Dans le même temps, Nikolaï Krylenko est devenu le « père » de l'alpinisme sportif en Union soviétique, obtenant la reconnaissance de ce sport au niveau de l'État. Il a non seulement organisé des expéditions d'alpinisme dans le Pamir, mais y a également participé activement. « Les montagnes sont insidieuses, dangereuses, mais une personne peut les conquérir si elle ne recule pas face aux difficultés... Entraînement constant de l'esprit, de la dextérité, du courage. N'est-ce pas là une école pour les futurs soldats, les commandants rouges ? », a affirmé Krylenko.
Nikolaï Krylenko a joué un rôle considérable dans la popularisation des échecs en URSS. À la tête de l'Association nationale des échecs et des dames, il a été pendant quatorze ans rédacteur en chef d'un magazine spécialisé et a obtenu l’organisation de plusieurs tournois d'échecs internationaux à Moscou avec la participation des meilleurs joueurs de la planète.

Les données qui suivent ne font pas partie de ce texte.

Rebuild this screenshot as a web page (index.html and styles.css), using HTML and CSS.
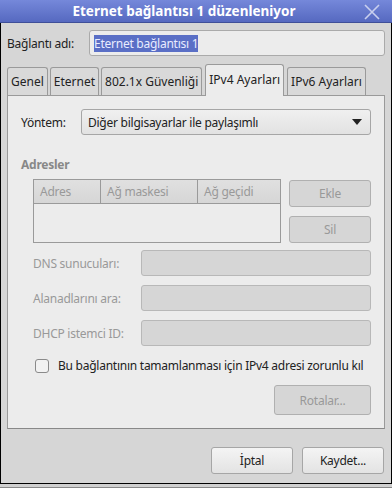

En règle générale, les organisateurs des répressions de masse en Union soviétique se retrouvaient souvent eux-mêmes sur le banc des accusés. Nikolaï Krylenko n'a pas échappé à ce sort. Pendant la Grande terreur en 1938, il a été arrêté pour appartenance à une organisation antisoviétique et rapidement exécuté. En 1955, il a été réhabilité à titre posthume faute de corps du délit.